2017: juego nuevo
Tres tendencias se revelan en el comportamiento de las elecciones locales en Coahuila, Estado de México y Nayarit. En primer lugar, la dispersión del voto. La transición democrática creó un sistema de partido moderadamente fragmentado y altamente disciplinado. En buena medida, la estabilidad política y las dinámicas de cooperación se deben a ese modelo. Si bien el número de partidos en la transición y las alternancias ha oscilado entre seis y once, tres partidos políticos concentraron prácticamente la totalidad de los votos emitidos en las urnas y de los asientos de representación en las cámaras federales. Entre 1997 y 2006, nueve de cada diez votos tuvieron como destinatario a los tres partidos de la transición. A nivel local, y salvo algunas contadas excepciones, el sistema de partidos se estructuró en un bipartidismo competitivo: generalmente, dos fuerzas disputaban el grueso de las posiciones de poder político. En el agregado, estos tres partidos monopolizaron las opciones electorales, tanto a nivel nacional como local.
Esta tendencia empezó a revertirse a partir de 2009. El número de partidos no aumentó en comparación con años anteriores (ocho), pero la distribución de votos entre éstos empezó a alterarse notablemente. Para 2015, los tres partidos mayoritarios obtuvieron, conjuntamente, seis de cada diez votos. Varios factores incidieron en esta circunstancia: la modificación del régimen de coaliciones (sistema de emblemas separados), el modelo de comunicación política (prerrogativa gratuita de acceso a radio y televisión, en particular), la incorporación de las candidaturas independientes y el surgimiento de Morena. El sistema de partidos gradualmente se ha fragmentado hacia cuatro o más opciones, con todo lo que esto implica en términos de legitimidad de origen y de pulverización de la representación congresional.
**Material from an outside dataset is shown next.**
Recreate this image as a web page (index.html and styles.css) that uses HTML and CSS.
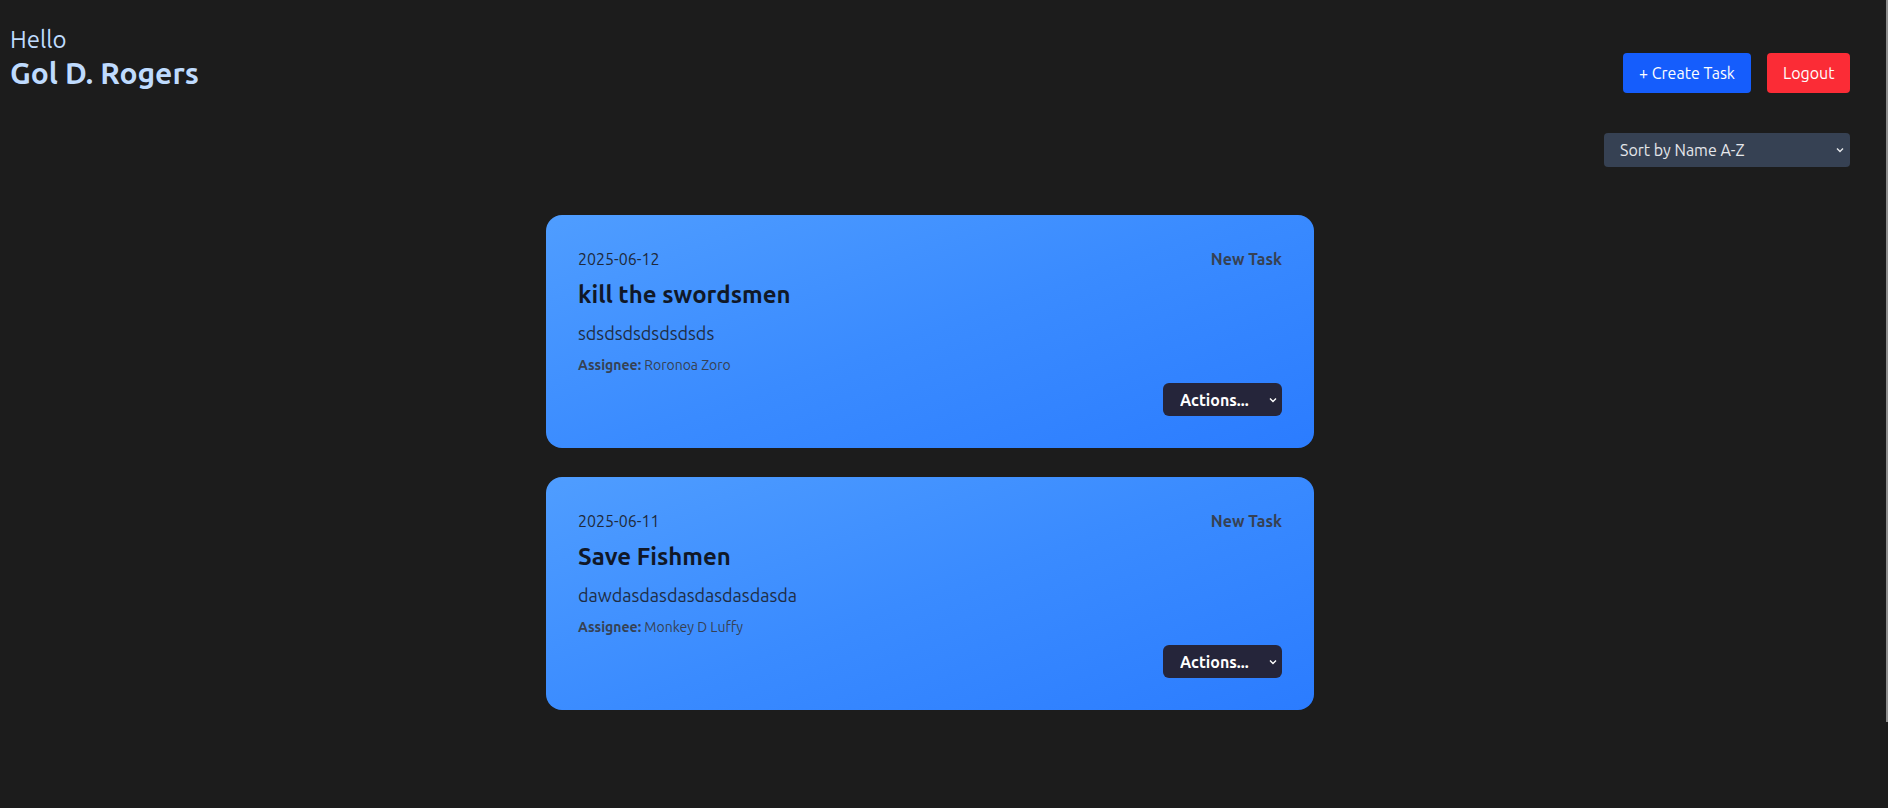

En segundo lugar, la rutinización de las alternancias. Si el PRI pierde Coahuila y el Estado de México este año, sólo tres entidades federativas no habrán experimentado cambios de partido en el gobierno (Campeche, Colima e Hidalgo). En la víspera de 2018, más de la mitad de las entidades federativas ya habrán tenido, al menos, una alternancia. Esto supone que la dimensión de castigo del voto se ha asentado paulatinamente en nuestra cultura política y en los hábitos cívicos de los mexicanos. Pero también implican distintos desafíos para la gestión de lo público. Las alternancias implican, en la mayor parte de los casos, rupturas en la continuidad de agendas y curvas inevitables de aprendizaje, sobre todo en el contexto de la ausencia de administraciones públicas profesionalizadas, estables y basadas en mérito. Todo parece indicar que las alternancias llegaron para quedarse, pero poco hemos hecho para atemperar el estrés que provoca que el ganador se lleve todo y el perdedor pierda todo.
En tercer lugar, el peso específico del perfil del candidato, por encima de la capacidad de movilización de los partidos políticos. Desde que las ideologías han perdido peso como interruptores de activación política, la decisión electoral termina focalizada en los atributos y defectos de los candidatos. Las nuevas realidades de comunicación han trasladado la disputa electoral de las estructuras de movilización hacia las estrategias de persuasión. Un partido sin un buen candidato, por más hegemónico que pueda ser en un determinado contorno político, tiene altas probabilidades de derrota. Por el contrario, un buen candidato puede prescindir, incluso, de las fortalezas organizativas de los partidos. El problema es que este fenómeno, común por cierto en las democracias contemporáneas, tiende al personalismo de la política y al debilitamiento, en el largo plazo, de las racionalizaciones institucionales. Personas antes que los programas: disrupciones demagógicas por encima de la construcción crítica de una visión de la realidad.
De las elecciones locales de 2017 emergerán gobiernos divididos, sin mayoría congresional estable y con legitimidad minoritaria de origen. Nuevas alternancias sin asideros de continuidad en la conducción de las administraciones. Culto a la personalidad carismática en lugar de instituciones robustas que las domestiquen. Un anticipo de lo que podrá venir para el país en el 2018. La constatación de que no podemos gobernar a este país con las claves de la transición ni con las instituciones de la transición. Hay juego nuevo en la República, por más que nos empeñemos en negarlo.